Introduction: Reading Logged Data With Python

As I was analyzing data logged with various instruments, I wasn’t satisfied with the software available to visualize the data. 

Either I didn’t have enough tech support to modify the graphs to what I needed or the software had serious limitations such as not allowing to zoom-in to view details or combining different data sets logged with different loggers to compare the measurements. 


In the past, I have only used MATLAB to analyze and plot data in the way I needed because it was the only tool that would offer the flexibility that I needed. I could import the data, analyze it, and create customized plots. 


However, now I needed an open source free platform so that I can write the code in a way that would make it easier for my team to read the data. While I was making a data logger with Arduino, I discovered that it was possible to plot the data with Python, a language that was completely new to me. I soon found out that Python is very easy to learn and there are multiple resources freely available online with specific instruction and examples. 


So I ventured in learning Python, choosing the right platform to run it on and then dive into the code. 


I created a code that not only shows the data recorded in multiple plots, but also compares different recordings and sum them up. 

I focused on logging the data with Arduino UNO and using a .csv format with the objective of plotting it with the date and time information for extended periods of time (days or weeks). 


My goal is to make a set of projects to analyze power performance of power circuits for extended periods of time. These will be primarily AC and battery powered and will have customized load cycles (AC power will be from a safe source, not with main service to my apartment). For these projects, the cycle times can be in the order of days or weeks.


DataFrame structures allow to process large amounts of data, and Matplotlib provides all the tools to plot the data versus date and time in single or multiple plots. 

The Python environment performs all the math calculations, so it’s possible to plot the data with its RMS, mean, median, standard deviation and show the maximum and minimum values. 


A very special thank you goes to StackOverflow and all its contributors for sharing their knowledge and providing me with the right tools to complete this code. 


Happy reading! Hope you enjoy this Instructables and find it useful. 


Supplies

Anaconda with Jupyter Notebook installed on your computer. 

I downloaded Anaconda from this link: https://www.anaconda.com/download but you can download it from other sources. 

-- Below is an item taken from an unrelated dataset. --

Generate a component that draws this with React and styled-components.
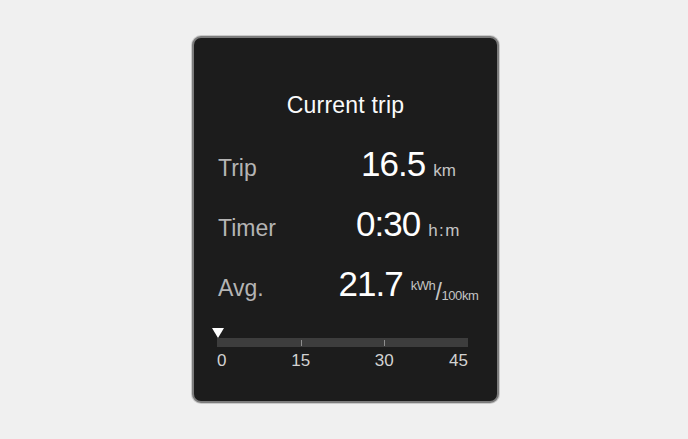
import React from 'react';
import styled, { createGlobalStyle } from 'styled-components';

const GlobalStyle = createGlobalStyle`
  html, body {
    margin: 0;
    padding: 0;
    background: #f0f0f0;
  }
  body {
    font-family: "Liberation Sans", Arial, sans-serif;
  }
`;

const Page = styled.div`
  width: 688px;
  height: 439px;
  display: flex;
  align-items: center;
  justify-content: center;
`;

const Panel = styled.div`
  box-sizing: border-box;
  width: 307px;
  height: 367px;
  margin-left: 3px;
  background: #1c1c1c;
  border: 2px solid #7c7c7c;
  border-radius: 9px;
  box-shadow: 0 0 0 1px #c9c9c9;
  padding: 53px 8px 0 24px;
  display: flex;
  flex-direction: column;
`;

const Title = styled.div`
  margin-right: 16px;
  text-align: center;
  color: #fafafa;
  font-size: 23px;
  line-height: 28px;
  letter-spacing: 0.2px;
`;

const Rows = styled.div`
  margin-top: 27px;
  display: flex;
  flex-direction: column;
  gap: 25px;
`;

const Row = styled.div`
  display: grid;
  grid-template-columns: 110px 1fr;
  align-items: baseline;
`;

const Label = styled.span`
  color: #b4b4b4;
  font-size: 23px;
  line-height: 1;
`;

const Reading = styled.span`
  justify-self: center;
  display: flex;
  align-items: baseline;
  gap: 8px;
  white-space: nowrap;
`;

const Value = styled.span`
  color: #ffffff;
  font-size: 35px;
  line-height: 1;
  letter-spacing: -1px;
`;

const Unit = styled.span`
  color: #c4c4c4;
  font-size: 17px;
  line-height: 1;
  letter-spacing: ${p => p.$spread ? '1.5px' : '0'};
`;

const UnitPart = styled.span`
  font-size: ${p => p.$size}px;
  vertical-align: ${p => p.$shift}px;
  letter-spacing: -0.4px;
`;

const Scale = styled.div`
  margin-top: 24px;
  margin-left: -1px;
  width: 251px;
  display: flex;
  flex-direction: column;
`;

const Marker = styled.div`
  width: 0;
  height: 0;
  margin-left: -5px;
  border-left: 6px solid transparent;
  border-right: 6px solid transparent;
  border-top: 10px solid #ffffff;
`;

const Track = styled.div`
  height: 9px;
  background: #3d3d3d;
  display: grid;
  grid-template-columns: repeat(3, 1fr);
  align-items: center;
`;

const Tick = styled.span`
  justify-self: end;
  width: 1px;
  height: 6px;
  margin-right: -1px;
  background: ${p => p.$hidden ? 'transparent' : '#8e8e8e'};
`;

const ScaleLabels = styled.div`
  margin-top: 5px;
  display: grid;
  grid-template-columns: repeat(6, 1fr);
  color: #d2d2d2;
  font-size: 17px;
  line-height: 1;
`;

const ScaleLabel = styled.span`
  grid-column: ${p => p.$col};
  text-align: ${p => p.$align};
`;

const readings = [
  { label: 'Trip', value: '16.5', unit: 'km' },
  { label: 'Timer', value: '0:30', unit: 'h:m', spread: true },
  { label: 'Avg.', value: '21.7', compound: true },
];

const App = () => {
  return (
    <>
      <GlobalStyle />
      <Page>
        <Panel>
          <Title>Current trip</Title>
          <Rows>
            {readings.map(r => (
              <Row key={r.label}>
                <Label>{r.label}</Label>
                <Reading>
                  <Value>{r.value}</Value>
                  {r.compound ? (
                    <Unit>
                      <UnitPart $size={13} $shift={6}>kWh</UnitPart>
                      <UnitPart $size={23} $shift={-4}>/</UnitPart>
                      <UnitPart $size={13} $shift={-4}>100km</UnitPart>
                    </Unit>
                  ) : (
                    <Unit $spread={r.spread}>{r.unit}</Unit>
                  )}
                </Reading>
              </Row>
            ))}
          </Rows>
          <Scale>
            <Marker />
            <Track>
              <Tick />
              <Tick />
              <Tick $hidden />
            </Track>
            <ScaleLabels>
              <ScaleLabel $col="1" $align="left">0</ScaleLabel>
              <ScaleLabel $col="2 / span 2" $align="center">15</ScaleLabel>
              <ScaleLabel $col="4 / span 2" $align="center">30</ScaleLabel>
              <ScaleLabel $col="6" $align="right">45</ScaleLabel>
            </ScaleLabels>
          </Scale>
        </Panel>
      </Page>
    </>
  );
};

export default App;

Instructions on how to install it are found at this link: https://docs.anaconda.com/free/anaconda/install/

Step 1: Upload the Code and Open With Jupiter Notebook

After getting the code from here, put it in your folder and then open it with Jupyter Notebook.

Use the test file codes found in my repository as an example to run the code and see how it works. Upload them in a folder (same or other than the Python code’s folder)

Once you open the Python file, you will be able to execute each box of code sequentially.

Each box is commented to explain what the code will do. Any code modifications are possible by simply reading the instructions of each command and choosing the options required for the specific data file that is being analyzed.

Each box will perform a task as described below:

  1. importing all the libraries that will be used to plot the data
  2. load the data
  3. check the uploaded data with the .head() command
  4. convert the data from bits to mV
  5. check that the DataFrame has the correct values with the .head() command
  6. get the DataFrame number of data points with the .count() command (this is needed for step #9 )
  7. Create the DataFrame that is the sum of all the signals recorded
  8. The next four boxes have commands that may be needed if you want to save the sum data frame or load a previously created sum data frame. Also you can check the values and count with the .head() and .count() commands.
  9. Create the date time series that will be used to plot the file. To run this box you will have the .count() information but also the start date-time of the data logged and the distance between samples of the data logged. The latter information should be contained in the header data file being analyzed.

The code boxes following step 9 are to be executed as needed.

To make the code complete, I've included the following calculations needed to analyze my data ( these can be modified depending on the data being analyzed):

●     RMS value of the data recorded

●     MAX value of the data recorded

●     MIN value of the data recorded

●     MEAN value of the data recorded

●     MEDIAN value of the data recorded

●     STANDARD DEVIATION value of the data recorded

The final box plots the data imported and calculated in the previous steps.

Step 2: References - Youtube Channels

I learned all the basics from the following sources freely available on youtube:

  • Sentdexhas a complete YouTube course on Matplotlib. I learned all the basics from this course and then refined the code with the help of the sources found on StackOverflow. He also has videos that cover Pandas (the language to setup the DataFrames).
  • Data School has a complete YouTube course on Pandas. His videos are clear, straight to the point and provide real life examples. This course was a big help for me.
  • StackOverflow: just type your problem and chances are you will find a thread that has a solution. If you don't find it, you can always start a new thread and someone will provide the help you need.
  • Another sources are the languages online manuals.